OBJECTIVE: Only lines holding the word "this" should be copied from the material.

[begin TASK INPUT]

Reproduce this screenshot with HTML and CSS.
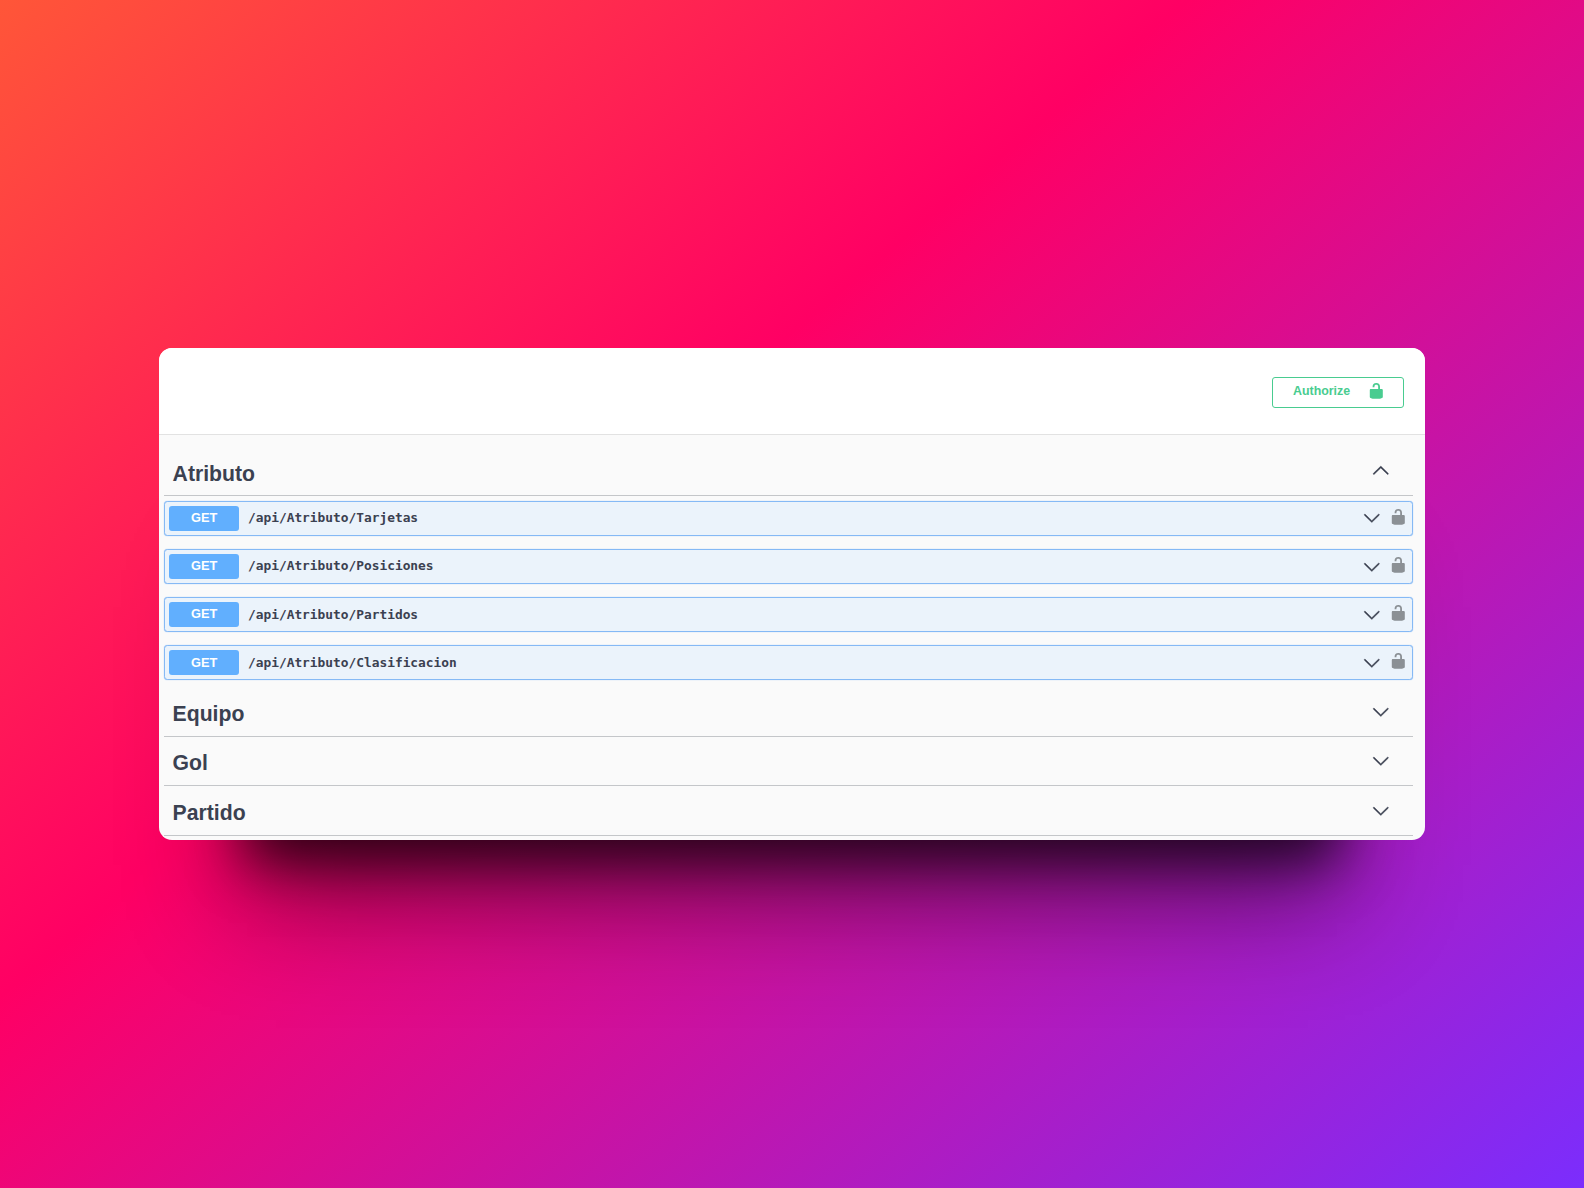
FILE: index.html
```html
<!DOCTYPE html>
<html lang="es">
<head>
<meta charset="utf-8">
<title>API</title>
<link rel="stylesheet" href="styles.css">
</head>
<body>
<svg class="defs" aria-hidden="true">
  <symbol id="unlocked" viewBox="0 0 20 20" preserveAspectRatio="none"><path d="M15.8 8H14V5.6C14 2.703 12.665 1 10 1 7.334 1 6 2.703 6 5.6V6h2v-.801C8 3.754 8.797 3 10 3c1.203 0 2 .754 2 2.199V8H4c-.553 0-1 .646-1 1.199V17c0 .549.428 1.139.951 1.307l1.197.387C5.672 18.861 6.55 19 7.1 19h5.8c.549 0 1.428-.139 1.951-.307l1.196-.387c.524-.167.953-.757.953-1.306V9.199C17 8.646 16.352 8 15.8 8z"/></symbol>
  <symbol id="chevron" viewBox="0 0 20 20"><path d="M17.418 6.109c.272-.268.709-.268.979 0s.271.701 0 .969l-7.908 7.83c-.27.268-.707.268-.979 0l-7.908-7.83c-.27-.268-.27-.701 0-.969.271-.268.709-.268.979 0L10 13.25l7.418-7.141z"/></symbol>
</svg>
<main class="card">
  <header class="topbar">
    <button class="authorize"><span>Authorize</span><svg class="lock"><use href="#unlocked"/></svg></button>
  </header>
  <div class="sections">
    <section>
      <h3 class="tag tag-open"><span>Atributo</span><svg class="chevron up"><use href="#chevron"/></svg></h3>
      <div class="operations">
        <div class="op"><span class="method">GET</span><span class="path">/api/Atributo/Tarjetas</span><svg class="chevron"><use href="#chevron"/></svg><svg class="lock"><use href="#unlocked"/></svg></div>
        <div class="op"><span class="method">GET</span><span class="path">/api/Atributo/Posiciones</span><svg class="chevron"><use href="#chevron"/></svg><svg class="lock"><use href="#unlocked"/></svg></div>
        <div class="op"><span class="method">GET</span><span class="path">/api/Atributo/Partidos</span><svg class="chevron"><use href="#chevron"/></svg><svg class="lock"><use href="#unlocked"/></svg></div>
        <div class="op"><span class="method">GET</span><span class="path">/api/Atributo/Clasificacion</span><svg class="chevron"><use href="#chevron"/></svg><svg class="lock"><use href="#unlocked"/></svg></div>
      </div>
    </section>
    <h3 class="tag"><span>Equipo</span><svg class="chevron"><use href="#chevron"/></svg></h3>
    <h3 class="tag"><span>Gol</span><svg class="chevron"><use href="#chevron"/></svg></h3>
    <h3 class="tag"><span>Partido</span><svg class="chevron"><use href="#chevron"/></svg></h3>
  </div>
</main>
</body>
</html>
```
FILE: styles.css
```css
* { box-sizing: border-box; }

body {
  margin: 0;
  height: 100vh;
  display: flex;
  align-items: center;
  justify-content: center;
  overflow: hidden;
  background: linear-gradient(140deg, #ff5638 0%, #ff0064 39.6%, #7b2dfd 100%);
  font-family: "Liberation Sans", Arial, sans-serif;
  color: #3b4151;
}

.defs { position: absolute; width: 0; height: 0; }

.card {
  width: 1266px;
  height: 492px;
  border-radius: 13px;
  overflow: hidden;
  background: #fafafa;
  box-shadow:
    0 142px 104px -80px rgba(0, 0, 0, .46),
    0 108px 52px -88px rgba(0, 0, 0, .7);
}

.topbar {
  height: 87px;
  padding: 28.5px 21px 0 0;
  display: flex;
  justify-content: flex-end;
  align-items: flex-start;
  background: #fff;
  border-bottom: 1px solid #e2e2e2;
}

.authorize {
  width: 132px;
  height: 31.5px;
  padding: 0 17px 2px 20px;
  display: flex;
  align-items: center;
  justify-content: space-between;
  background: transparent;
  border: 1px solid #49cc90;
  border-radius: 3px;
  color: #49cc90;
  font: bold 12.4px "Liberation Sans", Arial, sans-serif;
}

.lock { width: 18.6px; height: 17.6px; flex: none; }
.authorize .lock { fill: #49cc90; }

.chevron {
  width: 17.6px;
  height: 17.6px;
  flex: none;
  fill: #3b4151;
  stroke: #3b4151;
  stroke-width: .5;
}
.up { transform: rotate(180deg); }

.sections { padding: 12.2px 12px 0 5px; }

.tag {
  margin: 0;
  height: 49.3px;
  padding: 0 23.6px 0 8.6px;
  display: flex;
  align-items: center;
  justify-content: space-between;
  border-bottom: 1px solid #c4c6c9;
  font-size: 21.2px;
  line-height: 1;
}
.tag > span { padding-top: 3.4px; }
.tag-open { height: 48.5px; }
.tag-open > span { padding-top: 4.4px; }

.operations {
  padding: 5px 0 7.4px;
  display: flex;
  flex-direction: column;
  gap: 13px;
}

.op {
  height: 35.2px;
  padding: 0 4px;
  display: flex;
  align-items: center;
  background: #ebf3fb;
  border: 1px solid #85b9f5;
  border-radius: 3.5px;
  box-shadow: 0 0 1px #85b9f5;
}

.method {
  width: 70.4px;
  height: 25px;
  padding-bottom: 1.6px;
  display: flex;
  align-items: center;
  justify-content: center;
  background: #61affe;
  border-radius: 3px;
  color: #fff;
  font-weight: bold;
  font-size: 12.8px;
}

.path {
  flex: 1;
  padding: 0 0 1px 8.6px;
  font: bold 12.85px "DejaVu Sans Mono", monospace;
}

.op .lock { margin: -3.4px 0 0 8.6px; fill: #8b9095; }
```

[end TASK INPUT]
[begin TASK INPUT]

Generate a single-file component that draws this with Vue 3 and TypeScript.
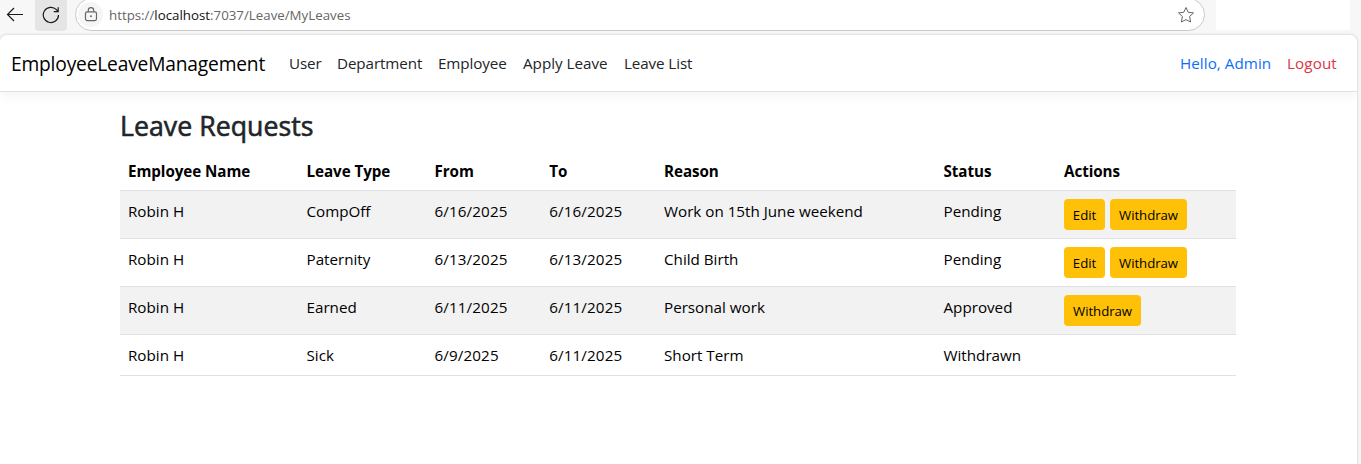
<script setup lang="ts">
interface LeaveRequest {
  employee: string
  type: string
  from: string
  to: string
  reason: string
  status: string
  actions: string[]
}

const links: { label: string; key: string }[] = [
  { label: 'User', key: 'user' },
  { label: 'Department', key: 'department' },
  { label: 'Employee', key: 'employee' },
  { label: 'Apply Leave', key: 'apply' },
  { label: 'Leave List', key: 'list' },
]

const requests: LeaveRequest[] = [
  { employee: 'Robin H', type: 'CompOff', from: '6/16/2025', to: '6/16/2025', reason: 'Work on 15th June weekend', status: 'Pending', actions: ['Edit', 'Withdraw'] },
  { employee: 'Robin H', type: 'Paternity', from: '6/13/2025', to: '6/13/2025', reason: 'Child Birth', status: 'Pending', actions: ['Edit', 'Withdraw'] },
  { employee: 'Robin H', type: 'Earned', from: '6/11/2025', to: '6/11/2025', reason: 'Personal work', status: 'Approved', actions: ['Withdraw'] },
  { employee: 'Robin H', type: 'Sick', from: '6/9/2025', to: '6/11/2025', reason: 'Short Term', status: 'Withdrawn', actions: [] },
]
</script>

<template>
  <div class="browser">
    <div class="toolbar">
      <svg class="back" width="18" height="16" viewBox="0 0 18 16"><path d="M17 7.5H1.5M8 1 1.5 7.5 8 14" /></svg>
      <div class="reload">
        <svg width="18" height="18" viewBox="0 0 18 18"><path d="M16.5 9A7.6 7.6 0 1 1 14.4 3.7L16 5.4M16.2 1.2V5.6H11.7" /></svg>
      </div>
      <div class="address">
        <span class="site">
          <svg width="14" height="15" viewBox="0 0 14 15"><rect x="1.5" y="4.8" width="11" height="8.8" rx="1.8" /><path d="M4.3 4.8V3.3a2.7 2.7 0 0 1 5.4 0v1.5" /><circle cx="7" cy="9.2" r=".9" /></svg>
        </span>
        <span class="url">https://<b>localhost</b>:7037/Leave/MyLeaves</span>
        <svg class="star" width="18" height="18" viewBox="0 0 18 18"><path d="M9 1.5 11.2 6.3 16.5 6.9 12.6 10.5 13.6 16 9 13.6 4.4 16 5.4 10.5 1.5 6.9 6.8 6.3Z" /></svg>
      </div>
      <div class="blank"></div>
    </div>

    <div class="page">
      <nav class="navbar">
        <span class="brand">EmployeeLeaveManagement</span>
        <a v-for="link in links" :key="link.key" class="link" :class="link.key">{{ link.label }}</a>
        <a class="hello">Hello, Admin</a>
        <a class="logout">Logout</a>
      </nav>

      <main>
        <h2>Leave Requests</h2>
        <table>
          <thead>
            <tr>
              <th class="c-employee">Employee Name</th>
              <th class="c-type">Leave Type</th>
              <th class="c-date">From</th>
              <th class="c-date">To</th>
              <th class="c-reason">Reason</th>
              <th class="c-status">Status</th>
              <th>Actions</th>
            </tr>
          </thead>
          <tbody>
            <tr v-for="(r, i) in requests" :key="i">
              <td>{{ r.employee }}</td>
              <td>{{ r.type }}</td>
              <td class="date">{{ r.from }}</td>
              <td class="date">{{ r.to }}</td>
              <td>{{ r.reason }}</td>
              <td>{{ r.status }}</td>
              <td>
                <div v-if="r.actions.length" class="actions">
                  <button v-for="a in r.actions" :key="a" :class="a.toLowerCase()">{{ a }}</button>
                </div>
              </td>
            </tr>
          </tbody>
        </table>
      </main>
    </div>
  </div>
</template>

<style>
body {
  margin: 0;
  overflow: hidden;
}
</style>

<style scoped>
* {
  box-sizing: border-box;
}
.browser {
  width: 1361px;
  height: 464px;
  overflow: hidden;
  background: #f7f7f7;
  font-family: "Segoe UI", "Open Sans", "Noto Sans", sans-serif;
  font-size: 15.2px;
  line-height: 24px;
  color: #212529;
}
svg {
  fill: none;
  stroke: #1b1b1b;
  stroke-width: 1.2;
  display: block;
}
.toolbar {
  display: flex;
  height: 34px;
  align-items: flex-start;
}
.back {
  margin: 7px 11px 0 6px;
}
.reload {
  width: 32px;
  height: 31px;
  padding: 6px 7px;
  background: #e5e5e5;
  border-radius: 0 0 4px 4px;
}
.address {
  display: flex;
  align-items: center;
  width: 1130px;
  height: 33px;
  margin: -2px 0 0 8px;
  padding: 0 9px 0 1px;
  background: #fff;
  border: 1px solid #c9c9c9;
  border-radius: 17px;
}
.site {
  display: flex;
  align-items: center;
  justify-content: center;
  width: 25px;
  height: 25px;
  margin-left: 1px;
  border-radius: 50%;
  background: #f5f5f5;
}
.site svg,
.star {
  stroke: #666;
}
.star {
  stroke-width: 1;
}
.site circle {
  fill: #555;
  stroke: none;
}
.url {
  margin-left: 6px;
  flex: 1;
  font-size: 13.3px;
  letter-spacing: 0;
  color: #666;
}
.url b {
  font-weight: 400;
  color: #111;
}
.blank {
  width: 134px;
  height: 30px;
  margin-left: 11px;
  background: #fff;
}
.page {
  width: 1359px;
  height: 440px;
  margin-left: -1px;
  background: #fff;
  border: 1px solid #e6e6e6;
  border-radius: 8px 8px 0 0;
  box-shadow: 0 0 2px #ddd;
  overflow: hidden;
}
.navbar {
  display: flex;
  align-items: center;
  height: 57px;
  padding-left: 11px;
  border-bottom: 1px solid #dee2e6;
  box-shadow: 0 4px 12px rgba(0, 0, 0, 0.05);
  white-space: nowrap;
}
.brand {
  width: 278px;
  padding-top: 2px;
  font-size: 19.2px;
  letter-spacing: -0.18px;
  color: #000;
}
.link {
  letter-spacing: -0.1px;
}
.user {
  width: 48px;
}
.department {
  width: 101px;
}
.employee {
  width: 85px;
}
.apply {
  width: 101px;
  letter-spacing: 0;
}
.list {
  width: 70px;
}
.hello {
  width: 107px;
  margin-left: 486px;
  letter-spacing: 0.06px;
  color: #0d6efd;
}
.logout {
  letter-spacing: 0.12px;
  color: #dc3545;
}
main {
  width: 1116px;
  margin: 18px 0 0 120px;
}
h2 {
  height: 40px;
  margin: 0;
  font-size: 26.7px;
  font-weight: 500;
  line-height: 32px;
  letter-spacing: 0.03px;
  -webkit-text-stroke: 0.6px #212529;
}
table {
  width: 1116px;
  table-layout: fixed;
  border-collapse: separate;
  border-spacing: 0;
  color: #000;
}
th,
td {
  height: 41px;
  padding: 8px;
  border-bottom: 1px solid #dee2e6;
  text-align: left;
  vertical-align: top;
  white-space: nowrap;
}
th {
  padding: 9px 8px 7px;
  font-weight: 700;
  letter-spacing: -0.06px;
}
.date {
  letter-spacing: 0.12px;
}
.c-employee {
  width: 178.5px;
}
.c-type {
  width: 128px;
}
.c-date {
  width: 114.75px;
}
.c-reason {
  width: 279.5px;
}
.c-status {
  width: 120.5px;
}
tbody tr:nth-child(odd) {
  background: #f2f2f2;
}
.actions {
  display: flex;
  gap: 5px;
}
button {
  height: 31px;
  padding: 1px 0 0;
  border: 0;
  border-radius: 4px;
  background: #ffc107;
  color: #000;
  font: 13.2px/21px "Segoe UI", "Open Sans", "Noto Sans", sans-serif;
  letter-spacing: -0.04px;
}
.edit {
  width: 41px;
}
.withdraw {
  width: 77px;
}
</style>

[end TASK INPUT]

THE RESPONSE:
Reproduce this screenshot with HTML and CSS.
Generate a single-file component that draws this with Vue 3 and TypeScript.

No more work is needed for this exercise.